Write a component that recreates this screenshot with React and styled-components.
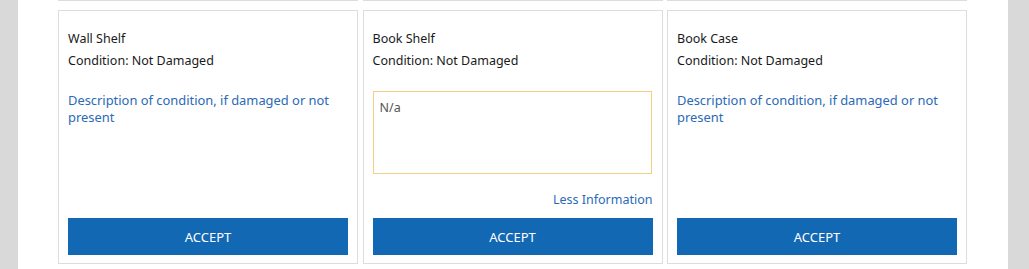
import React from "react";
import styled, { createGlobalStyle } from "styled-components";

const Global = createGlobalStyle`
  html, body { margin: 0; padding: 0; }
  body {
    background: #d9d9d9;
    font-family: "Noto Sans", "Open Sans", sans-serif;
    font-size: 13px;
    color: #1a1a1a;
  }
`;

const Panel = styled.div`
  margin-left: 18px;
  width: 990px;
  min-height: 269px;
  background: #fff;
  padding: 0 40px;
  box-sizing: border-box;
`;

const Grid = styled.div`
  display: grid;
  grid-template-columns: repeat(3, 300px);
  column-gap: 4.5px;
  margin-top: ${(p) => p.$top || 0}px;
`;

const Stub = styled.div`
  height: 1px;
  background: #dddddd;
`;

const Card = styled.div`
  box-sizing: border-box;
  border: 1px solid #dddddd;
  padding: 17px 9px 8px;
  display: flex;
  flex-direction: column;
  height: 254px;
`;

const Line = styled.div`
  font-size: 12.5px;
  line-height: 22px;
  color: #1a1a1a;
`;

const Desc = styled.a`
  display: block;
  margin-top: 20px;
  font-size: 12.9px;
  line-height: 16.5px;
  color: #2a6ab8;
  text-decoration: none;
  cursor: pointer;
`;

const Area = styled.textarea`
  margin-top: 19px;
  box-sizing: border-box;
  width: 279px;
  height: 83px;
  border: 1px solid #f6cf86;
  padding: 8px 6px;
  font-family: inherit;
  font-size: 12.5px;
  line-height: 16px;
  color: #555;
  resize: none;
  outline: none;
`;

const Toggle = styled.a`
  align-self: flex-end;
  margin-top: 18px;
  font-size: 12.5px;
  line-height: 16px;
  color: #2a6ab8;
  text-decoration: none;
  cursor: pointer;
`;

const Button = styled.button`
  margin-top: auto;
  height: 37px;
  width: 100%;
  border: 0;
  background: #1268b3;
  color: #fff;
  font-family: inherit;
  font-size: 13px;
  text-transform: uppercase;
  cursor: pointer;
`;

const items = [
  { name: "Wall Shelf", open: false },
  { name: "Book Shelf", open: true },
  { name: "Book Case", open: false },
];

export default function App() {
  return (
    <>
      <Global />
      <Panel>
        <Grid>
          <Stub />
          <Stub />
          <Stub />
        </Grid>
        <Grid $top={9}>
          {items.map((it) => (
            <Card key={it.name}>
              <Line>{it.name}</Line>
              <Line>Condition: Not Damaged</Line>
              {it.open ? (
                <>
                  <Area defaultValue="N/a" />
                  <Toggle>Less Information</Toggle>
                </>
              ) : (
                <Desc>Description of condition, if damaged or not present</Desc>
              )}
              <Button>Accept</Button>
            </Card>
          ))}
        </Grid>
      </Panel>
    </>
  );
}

:::::

» Given problem: Pick out every line above that holds the word "styled" and copy it.

» Output of the exercise:
Write a component that recreates this screenshot with React and styled-components.
import styled, { createGlobalStyle } from "styled-components";
const Panel = styled.div`
const Grid = styled.div`
const Stub = styled.div`
const Card = styled.div`
const Line = styled.div`
const Desc = styled.a`
const Area = styled.textarea`
const Toggle = styled.a`
const Button = styled.button`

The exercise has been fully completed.